(Photo by iStock/sadikgulec)
As a doctoral student at the University of Cambridge Judge Business School, Corinna Frey-Heger was interested in improving responses to the global refugee crisis. Her research took her to Rwanda, where an acute displacement crisis had turned into a quagmire: Refugees from the Democratic Republic of the Congo had been living in camps since 1996, with a new generation born into structures built to weather a short-term emergency. During Frey-Heger’s 2015 visit, Congolese refugees there were still receiving blankets and first-aid kits intended for new arrivals, even though the camps had persisted for two decades.
Frey-Heger, now a professor in business-society management at Erasmus University’s Rotterdam School of Management, joined forces with Marian Gatzweiler, a professor of organization and management at the University of Edinburgh Business School, whose research interests mirror her own, to analyze what was standing in the way of an effective response to Rwanda’s protracted displacement crisis. A new paper by Frey-Heger, Gatzweiler, and Bob Hinings, an emeritus professor of organizational studies at the Alberta School of Business, University of Alberta, and a research fellow at the Judge Business School, illuminates how organizational responses can worsen the very problems they seek to ameliorate.
Drawing on Frey-Heger’s fieldwork at five refugee camps in Rwanda and at the Geneva headquarters of an unnamed international organization for refugee aid, the researchers conducted interviews and engaged in participant observations with the multiple actors that together form the transnational regime for refugee protection. The researchers also scoured archival documents from donors, United Nations-based organizations, international and local NGOs, and the Rwandan government.
“We found mismatched priorities,” Gatzweiler says. “Donors, NGOs, and UN organizations found the minimal level of collaboration they could between them, and while this worked for the system, it didn’t necessarily work for the problem they sought to address.”
Rwanda has demonstrated openness to different approaches, the researchers explain, and yet the institutionalized framework for refugee protection—with its annual budgeting cycles, diverging interests, and conflicting political priorities—forms barriers that have constrained how organizations respond to the crisis. “Although they share broad goals of solving displacement and alleviating suffering, every actor within the regime is too often working within its own context,” says Julie Battilana, a professor of organizational behavior at Harvard Business School. “Regime barriers narrow the types of solutions that the regime considers viable.”
The researchers identify four system-level barriers to tackling the crisis, beginning with the decision to pursue encampment in remote areas. For officials in Rwanda’s capital, Kigali, centralized camps are easier to police, while humanitarian organizations prefer distributing food and aid to one location. The problem, according to the researchers, is for refugees who find themselves stuck in isolated areas without infrastructure. Nearby communities are poor, making the camps a source of tension, necessitating greater protection and prolonged isolation for individuals there.
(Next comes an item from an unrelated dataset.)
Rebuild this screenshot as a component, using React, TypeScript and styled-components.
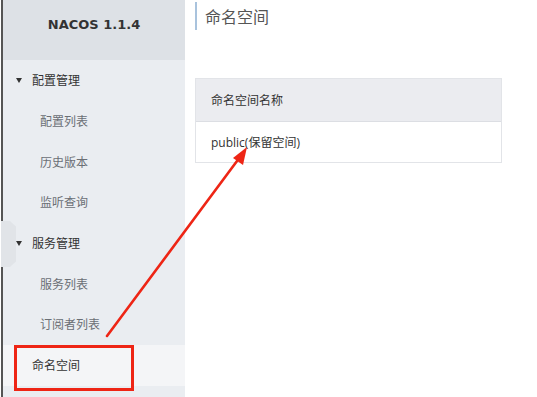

Second, the paper shows how focusing on refugee protection creates a sense of urgency and immediacy that favors short-term thinking. “One-year planning and budgeting cycles block the organization’s capacity to imagine that the crisis could become long-term,” Frey-Heger says. “If you only plan for the next year, it’s always a one-year crisis, even if it’s 15 successive years of a one-year crisis.”
The staffing cycle that the organizations rely on—the third barrier uncovered by the researchers—means that staff members are often rotated out of one crisis and relocated to another within a year. As personnel cycle in and out, the organization loses the capacity to perceive its own role in aggravating the problem it seeks to address.
The fourth barrier the researchers identify is the streamlined, standardized approach that organizations employ, regardless of the needs of the host community, the host government, or local conditions. A global camp handbook has codified a system that works for various stakeholders but not for the refugees. “These four barriers come together,” Hinings says, “and what we see are refugee camps that are essentially their own towns, except they’re not allowed to develop a formal local economy.”
These four “regime barriers” are closely intertwined, making it difficult for actors to respond to an escalating problem. “This circularity can eventually cause the regime’s policies to exacerbate the problem they intended to solve,” Battilana says. “This work is timely and essential; humanity is facing increasingly complex global challenges that will require international cooperation to solve.”
Corinna Frey-Heger, Marian Konstantin Gatzweiler, and C.R. (Bob) Hinings, “No End in Sight: How Regimes Form Barriers to Addressing the Wicked Problem of Displacement,” Organization Studies, forthcoming.